DGBTが提供する商品レビュー機能「NaviPlusレビュー」にて、2025年9月から無償で提供される予定である。
新たなエージェント機能は、EC事業者と消費者の双方を対象に設計されている。
事業者側には、商品レビューの横断的な分析や競合比較、センチメント分類(※)などの機能を提供する。
一方、消費者側には、対話形式で最適な商品を提案するAIチャット機能を備え、購入検討をサポートする。
開発の背景には、ECサイト上に蓄積されるレビュー情報の活用難がある。
レビューは購入行動に大きな影響を及ぼすが、情報の量や質にばらつきがあることが課題だった。そこで両社は、生成AIと大規模言語モデル(LLM)の活用により、この課題を克服しようとしている。
さらに、両社は将来的な拡張機能として、AI同士が連携し合うA2A通信(Agent to Agent)の実装も視野に入れている。
※センチメント分類:テキストの内容を肯定・否定・中立などの感情に自動分類する技術。
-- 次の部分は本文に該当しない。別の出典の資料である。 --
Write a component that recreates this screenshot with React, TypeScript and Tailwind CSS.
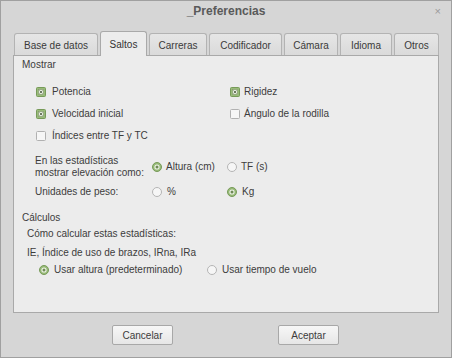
import React from "react";

const tabs = [
  { label: "Base de datos", w: "w-[84px]" },
  { label: "Saltos", w: "w-[47px]", active: true },
  { label: "Carreras", w: "w-[58px]" },
  { label: "Codificador", w: "w-[73px]" },
  { label: "Cámara", w: "w-[54px]" },
  { label: "Idioma", w: "w-[52px]" },
  { label: "Otros", w: "w-[45px]" },
];

const Check = ({ on }: { on?: boolean }) =>
  on ? (
    <svg width="10" height="10" viewBox="0 0 10 10" className="shrink-0">
      <rect x="0.5" y="0.5" width="9" height="9" rx="1" fill="#98bb78" stroke="#779a59" />
      <rect x="2.5" y="2.5" width="5" height="5" fill="#e4ecdc" stroke="#7f9468" strokeWidth="0.6" />
      <path d="M3.6 3.6 L6.4 6.4 M6.4 3.6 L3.6 6.4" stroke="#5d6b52" strokeWidth="0.9" />
    </svg>
  ) : (
    <svg width="10" height="10" viewBox="0 0 10 10" className="shrink-0">
      <rect x="0.5" y="0.5" width="9" height="9" rx="1" fill="#f6f6f6" stroke="#b1b1b1" />
    </svg>
  );

const Radio = ({ on }: { on?: boolean }) =>
  on ? (
    <svg width="10" height="10" viewBox="0 0 10 10" className="shrink-0">
      <circle cx="5" cy="5" r="4.5" fill="#98bb78" stroke="#779a59" />
      <circle cx="5" cy="5" r="2.6" fill="#eef3e8" />
      <circle cx="5" cy="5" r="1.5" fill="#6f8a55" />
    </svg>
  ) : (
    <svg width="10" height="10" viewBox="0 0 10 10" className="shrink-0">
      <circle cx="5" cy="5" r="4.5" fill="#f6f6f6" stroke="#b4b4b4" />
    </svg>
  );

const Opt = ({ on, radio, label, gap = "gap-[6px]" }: { on?: boolean; radio?: boolean; label: string; gap?: string }) => (
  <div className={`flex items-center ${gap}`}>
    {radio ? <Radio on={on} /> : <Check on={on} />}
    <span className="leading-[12px]">{label}</span>
  </div>
);

export default function App() {
  return (
    <div className="w-[452px] h-[358px] bg-[#d6d6d6] border border-[#a0a0a0] flex flex-col font-['Liberation_Sans',Arial,sans-serif] text-[10px] text-[#3c3c3c]">
      {/* title bar */}
      <div className="relative h-[19px] flex items-center justify-center">
        <span className="text-[12px] font-bold text-[#5a5a5a] leading-[14px]">_Preferencias</span>
        <span className="absolute right-[10px] top-[2px] text-[11px] text-[#9a9a9a]">×</span>
      </div>

      {/* tabs */}
      <div className="flex items-end gap-[2px] pl-[13px] mt-[11px] h-[24px] relative z-10">
        {tabs.map((t) =>
          t.active ? (
            <div
              key={t.label}
              className={`${t.w} h-[25px] -mb-[1px] bg-[#ececec] border border-b-0 border-[#a9a9a9] rounded-t-[3px] flex justify-center pt-[5px] text-[#333]`}
            >
              {t.label}
            </div>
          ) : (
            <div
              key={t.label}
              className={`${t.w} h-[22px] bg-gradient-to-b from-[#e6e6e6] to-[#dadada] border border-b-0 border-[#b3b3b3] rounded-t-[3px] flex items-center justify-center pt-[1px] text-[#3a3a3a]`}
            >
              {t.label}
            </div>
          )
        )}
      </div>

      {/* panel */}
      <div className="ml-[12px] w-[426px] h-[258px] bg-[#ececec] border border-[#a9a9a9]">
        <div className="pl-[8px] pt-[3px] leading-[12px]">Mostrar</div>

        <div className="grid grid-cols-[194px_1fr] pl-[22px] mt-[10px]">
          <div className="h-[22px] flex items-center"><Opt on label="Potencia" /></div>
          <div className="h-[22px] flex items-center"><Opt on label="Rigidez" gap="gap-[4px]" /></div>
          <div className="h-[22px] flex items-center"><Opt on label="Velocidad inicial" /></div>
          <div className="h-[22px] flex items-center"><Opt label="Ángulo de la rodilla" gap="gap-[4px]" /></div>
          <div className="h-[22px] flex items-center"><Opt label="Índices entre TF y TC" /></div>
          <div />
        </div>

        <div className="grid grid-cols-[117px_75px_1fr] pl-[21px] mt-[8px] gap-y-[7px]">
          <div className="leading-[12px]">
            En las estadísticas
            <br />
            mostrar elevación como:
          </div>
          <div className="flex items-center"><Opt on radio label="Altura (cm)" gap="gap-[4px]" /></div>
          <div className="flex items-center"><Opt radio label="TF (s)" gap="gap-[4px]" /></div>
          <div className="leading-[12px]">Unidades de peso:</div>
          <div className="flex items-center"><Opt radio label="%" gap="gap-[5px]" /></div>
          <div className="flex items-center"><Opt on radio label="Kg" gap="gap-[5px]" /></div>
        </div>

        <div className="pl-[8px] mt-[14px] leading-[12px]">Cálculos</div>
        <div className="pl-[13px] mt-[4px] leading-[12px]">Cómo calcular estas estadísticas:</div>
        <div className="pl-[13px] mt-[7px] leading-[12px]">IE, Índice de uso de brazos, IRna, IRa</div>
        <div className="flex items-center pl-[25px] mt-[5px] h-[12px]">
          <div className="w-[168px]"><Opt on radio label="Usar altura (predeterminado)" gap="gap-[5px]" /></div>
          <Opt radio label="Usar tiempo de vuelo" gap="gap-[5px]" />
        </div>
      </div>

      {/* buttons */}
      <div className="flex pl-[111px] gap-[105px] mt-[12px]">
        {["Cancelar", "Aceptar"].map((b) => (
          <button
            key={b}
            className="w-[61px] h-[20px] rounded-[2px] border border-[#a8a8a8] bg-gradient-to-b from-[#f7f7f7] to-[#e6e6e6] text-[10px] text-[#3c3c3c] flex items-center justify-center"
          >
            {b}
          </button>
        ))}
      </div>
    </div>
  );
}
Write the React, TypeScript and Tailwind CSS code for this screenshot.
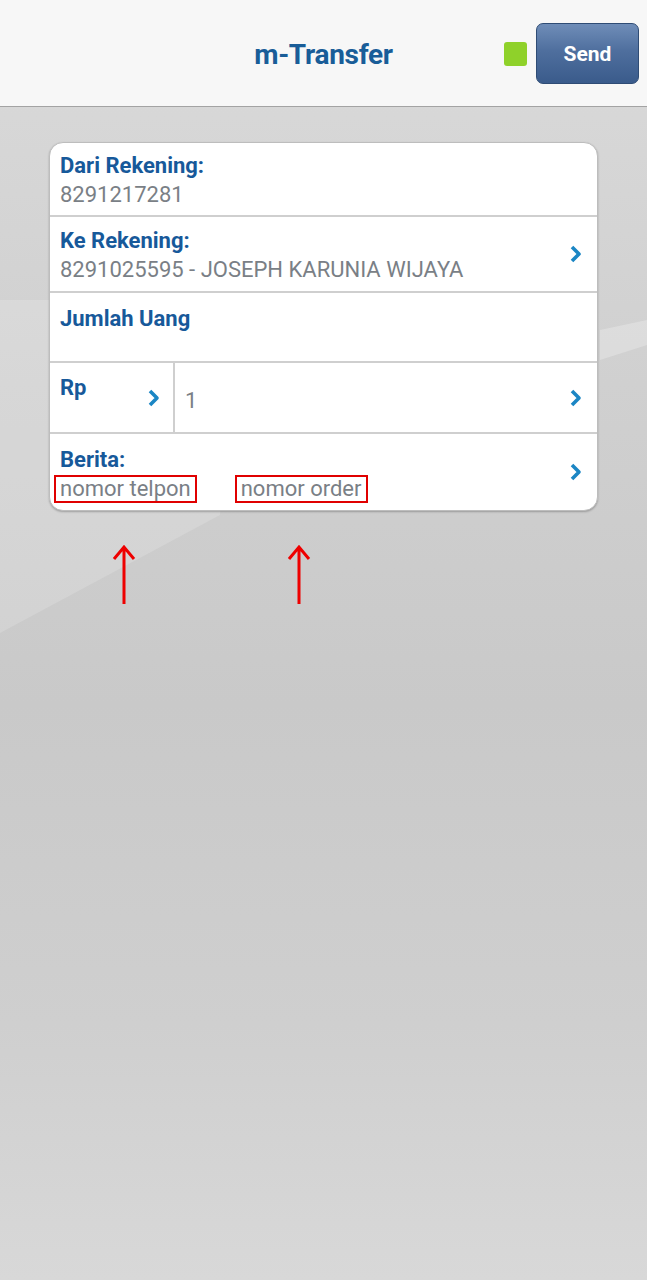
function Chevron() {
  return (
    <svg width="14" height="18" viewBox="0 0 14 18" className="shrink-0">
      <path d="M3 2 L10 9 L3 16" fill="none" stroke="#1b86c4" strokeWidth="3.6" strokeLinejoin="round" />
    </svg>
  );
}

function UpArrow() {
  return (
    <svg width="24" height="62" viewBox="0 0 24 62">
      <path d="M12 60 V3 M2 15 L12 3 L22 15" fill="none" stroke="#ee0000" strokeWidth="3" />
    </svg>
  );
}

export default function App() {
  return (
    <div
      className="relative w-[647px] h-[1280px] overflow-hidden bg-[linear-gradient(180deg,#dadada_0%,#d0d0d0_30%,#c9c9c9_55%,#cfcfcf_80%,#d8d8d8_100%)]"
      style={{ fontFamily: "Roboto, 'Noto Sans', sans-serif" }}
    >
      {/* background sheen */}
      <svg className="absolute left-0 top-0" width="647" height="1280" viewBox="0 0 647 1280">
        <polygon points="0,300 240,300 220,515 0,633" fill="#ffffff" opacity="0.16" />
        <polygon points="600,330 647,320 647,345 600,360" fill="#ffffff" opacity="0.25" />
      </svg>

      <div className="relative">
        {/* header */}
        <div className="h-[107px] bg-[#f7f7f7] border-b border-[#a3a3a3] flex items-center relative">
          <div className="flex-1 text-center pt-[4px] text-[28px] font-bold text-[#195d98] tracking-[-0.3px]">m-Transfer</div>
          <div className="absolute right-[8px] top-[23px] flex items-center gap-[9px]">
            <div className="w-[23px] h-[24px] rounded-[3px] bg-[#8fd12a]" />
            <div className="w-[103px] h-[61px] pt-[3px] rounded-[7px] border border-[#2f4c75] bg-[linear-gradient(180deg,#6f8db8_0%,#4f6f9e_45%,#3a5b8b_100%)] flex items-center justify-center text-white text-[21px] font-bold">
              Send
            </div>
          </div>
        </div>

        {/* card */}
        <div className="mx-[49px] mt-[35px] bg-white rounded-[14px] border border-[#bdbdbd] shadow-[0_1px_2px_rgba(0,0,0,0.25)] overflow-hidden">
          <div className="h-[74px] px-[10px] pt-[9px] border-b-2 border-[#cfcfcf]">
            <div className="text-[22px] font-bold text-[#17599a] leading-[27px]">Dari Rekening:</div>
            <div className="text-[22px] text-[#7a7f86] leading-[31px]">8291217281</div>
          </div>
          <div className="h-[76px] pl-[10px] pr-[14px] border-b-2 border-[#cfcfcf] flex items-center">
            <div className="flex-1 pt-[4px]">
              <div className="text-[22px] font-bold text-[#17599a] leading-[27px]">Ke Rekening:</div>
              <div className="text-[22px] text-[#7a7f86] leading-[32px]">8291025595 - JOSEPH KARUNIA WIJAYA</div>
            </div>
            <Chevron />
          </div>
          <div className="h-[70px] px-[10px] pt-[12px] border-b-2 border-[#cfcfcf]">
            <div className="text-[22px] font-bold text-[#17599a] leading-[27px]">Jumlah Uang</div>
          </div>
          <div className="h-[71px] flex border-b-2 border-[#cfcfcf]">
            <div className="w-[125px] border-r-2 border-[#cfcfcf] pl-[10px] pr-[12px] flex">
              <div className="flex-1 pt-[11px] text-[22px] font-bold text-[#17599a] leading-[27px]">Rp</div>
              <div className="flex items-center"><Chevron /></div>
            </div>
            <div className="flex-1 flex items-center pl-[10px] pr-[14px]">
              <div className="flex-1 text-[22px] text-[#7a7f86] pt-[6px]">1</div>
              <Chevron />
            </div>
          </div>
          <div className="h-[76px] pl-[4px] pr-[14px] flex items-center">
            <div className="flex-1 pt-[4px]">
              <div className="pl-[6px] text-[22px] font-bold text-[#17599a] leading-[27px]">Berita:</div>
              <div className="flex items-center gap-[38px] mt-[2px]">
                <div className="border-2 border-[#e00000] px-[4px] h-[28px] flex items-center text-[22px] text-[#7a7f86]">nomor telpon</div>
                <div className="border-2 border-[#e00000] px-[4px] h-[28px] flex items-center text-[22px] text-[#7a7f86]">nomor order</div>
              </div>
            </div>
            <Chevron />
          </div>
        </div>

        {/* arrows */}
        <div className="flex mt-[33px] pl-[112px] gap-[151px]">
          <UpArrow />
          <UpArrow />
        </div>
      </div>
    </div>
  );
}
レビューやSNS分析などに用いられる。
AIが変えるEC体験 購買効率と業務最適化の両立へ
「EC向けエージェント」は、事業者と消費者の双方に利便性をもたらす構成で、購買体験の向上と運営効率の最適化の両立が期待される。
レビューから実用的な示唆を自動で抽出できる点は、従来の手作業に頼っていた分析プロセスに比べ、大幅な効率化と精度向上が見込まれる。
消費者にとっては、AIによる対話型のレコメンドが、自ら情報を探し回る手間を減らし、「選びやすさ」を提供する手段となるだろう。特に、情報過多による「選択疲れ」が指摘される現代のEC環境においては、ストレス軽減に資する機能と言える。
一方、技術導入におけるリスクも存在する。レビュー件数が少ない商品では、AIの精度が十分に発揮されない可能性があり、誤ったレコメンドが信頼性を損なうリスクもある。
また、A2A通信の実装に向けては、プライバシーやセキュリティといった課題にも配慮が求められるだろう。
それでも、今回の取り組みは、日本のEC業界におけるAI活用の新たな実例として目を見張るものがありそうだ。
今後、実運用を通じた機能改善や、他社ECプラットフォームへの拡張が進めば、標準的なサービスとなり得るかもしれない。